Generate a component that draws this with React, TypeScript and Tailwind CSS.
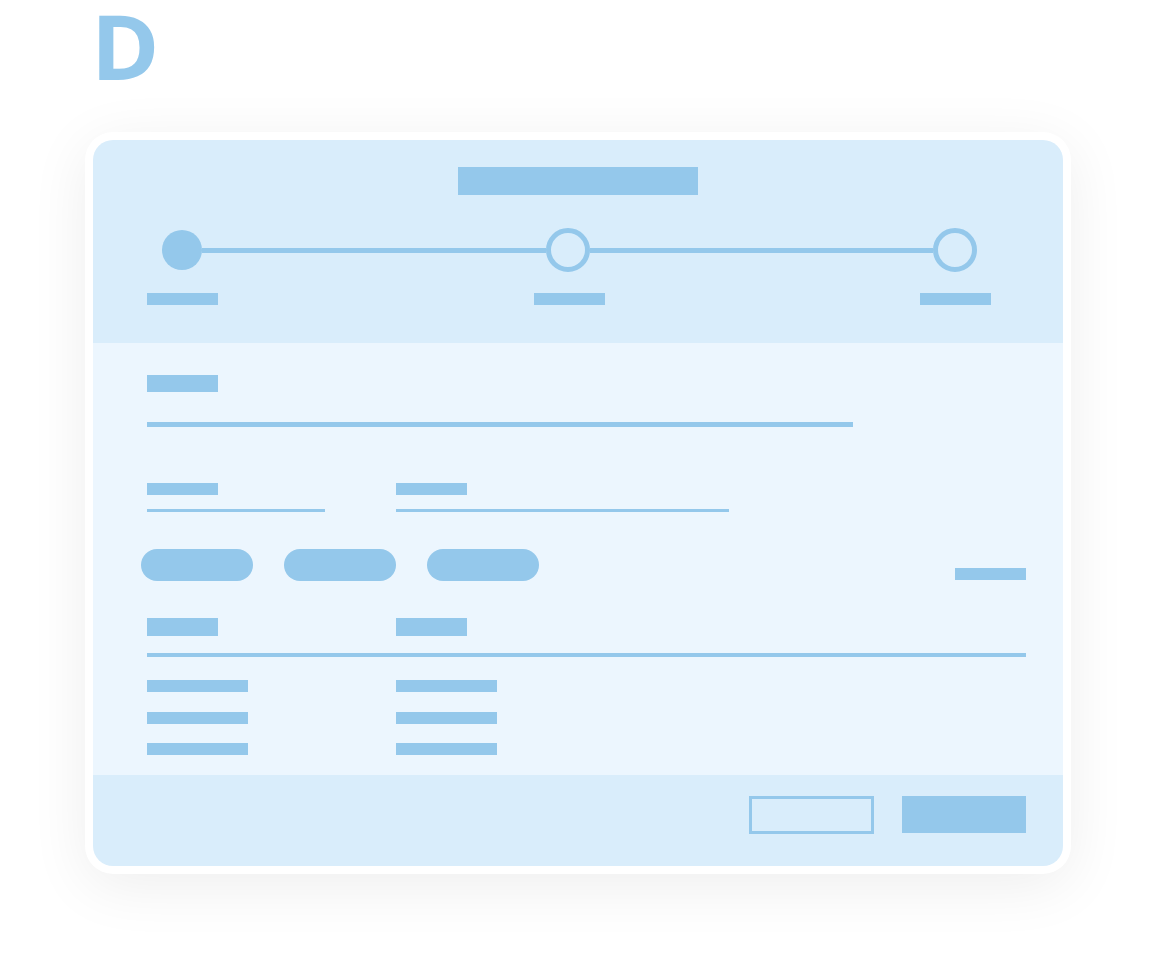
import React from "react";

const fill = "bg-[#94c8eb]";

function Bar({ w, h, className = "" }: { w: string; h: string; className?: string }) {
  return <div className={`${fill} ${w} ${h} ${className}`} />;
}

export default function App() {
  return (
    <div className="w-[1157px] h-[965px] bg-white overflow-hidden font-['Open_Sans',sans-serif]">
      <div className="pl-[91px] h-[100px] pt-[3px]">
        <span className="inline-block origin-left scale-x-[1.04] text-[89px] leading-[86px] font-bold text-[#94c8eb]">D</span>
      </div>
      <div className="ml-[85px] mt-[32px] w-[986px] rounded-[28px] bg-white p-[8px] shadow-[0_12px_60px_rgba(0,0,0,0.07)]">
        <div className="w-[970px] rounded-[20px] overflow-hidden">
          {/* Header */}
          <div className="h-[203px] bg-[#d9edfb] pt-[27px]">
            <div className="flex justify-center">
              <Bar w="w-[240px]" h="h-[28px]" />
            </div>
            <div className="mt-[33px] ml-[69px] w-[815px] flex items-center">
              <div className={`w-[40px] h-[40px] rounded-full ${fill}`} />
              <div className={`flex-1 h-[5px] ${fill}`} />
              <div className="w-[44px] h-[44px] rounded-full border-[5px] border-[#94c8eb]" />
              <div className={`flex-1 h-[5px] ${fill}`} />
              <div className="w-[44px] h-[44px] rounded-full border-[5px] border-[#94c8eb]" />
            </div>
            <div className="mt-[21px] pl-[54px] pr-[72px] flex justify-between">
              <Bar w="w-[71px]" h="h-[12px]" />
              <Bar w="w-[71px]" h="h-[12px]" />
              <Bar w="w-[71px]" h="h-[12px]" />
            </div>
          </div>
          {/* Body */}
          <div className="bg-[#ecf6fe] pl-[54px] pr-[37px] pt-[32px] pb-[20px]">
            <Bar w="w-[71px]" h="h-[17px]" />
            <Bar w="w-[706px]" h="h-[5px]" className="mt-[30px]" />
            <div className="mt-[56px] grid grid-cols-[249px_1fr]">
              <div>
                <Bar w="w-[71px]" h="h-[12px]" />
                <Bar w="w-[178px]" h="h-[3px]" className="mt-[14px]" />
              </div>
              <div>
                <Bar w="w-[71px]" h="h-[12px]" />
                <Bar w="w-[333px]" h="h-[3px]" className="mt-[14px]" />
              </div>
            </div>
            <div className="mt-[37px] -ml-[6px] flex items-end justify-between">
              <div className="flex gap-[31px]">
                <div className={`w-[112px] h-[32px] rounded-full ${fill}`} />
                <div className={`w-[112px] h-[32px] rounded-full ${fill}`} />
                <div className={`w-[112px] h-[32px] rounded-full ${fill}`} />
              </div>
              <Bar w="w-[71px]" h="h-[12px]" className="mb-[1px]" />
            </div>
            <div className="mt-[37px] grid grid-cols-[249px_1fr]">
              <Bar w="w-[71px]" h="h-[18px]" />
              <Bar w="w-[71px]" h="h-[18px]" />
            </div>
            <Bar w="w-full" h="h-[4px]" className="mt-[17px]" />
            <div className="mt-[23px] grid grid-cols-[249px_1fr]">
              <div className="flex flex-col gap-[19.5px]">
                <Bar w="w-[101px]" h="h-[12px]" />
                <Bar w="w-[101px]" h="h-[12px]" />
                <Bar w="w-[101px]" h="h-[12px]" />
              </div>
              <div className="flex flex-col gap-[19.5px]">
                <Bar w="w-[101px]" h="h-[12px]" />
                <Bar w="w-[101px]" h="h-[12px]" />
                <Bar w="w-[101px]" h="h-[12px]" />
              </div>
            </div>
          </div>
          {/* Footer */}
          <div className="h-[91px] bg-[#d9edfb] pt-[21px] pr-[37px] flex justify-end items-start gap-[28px]">
            <div className="w-[125px] h-[38px] border-[3px] border-[#94c8eb]" />
            <Bar w="w-[124px]" h="h-[37px]" />
          </div>
        </div>
      </div>
    </div>
  );
}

• **Stated exercise**: Copy each line above that contains the word "React".

• **Written answer**:
Generate a component that draws this with React, TypeScript and Tailwind CSS.
import React from "react";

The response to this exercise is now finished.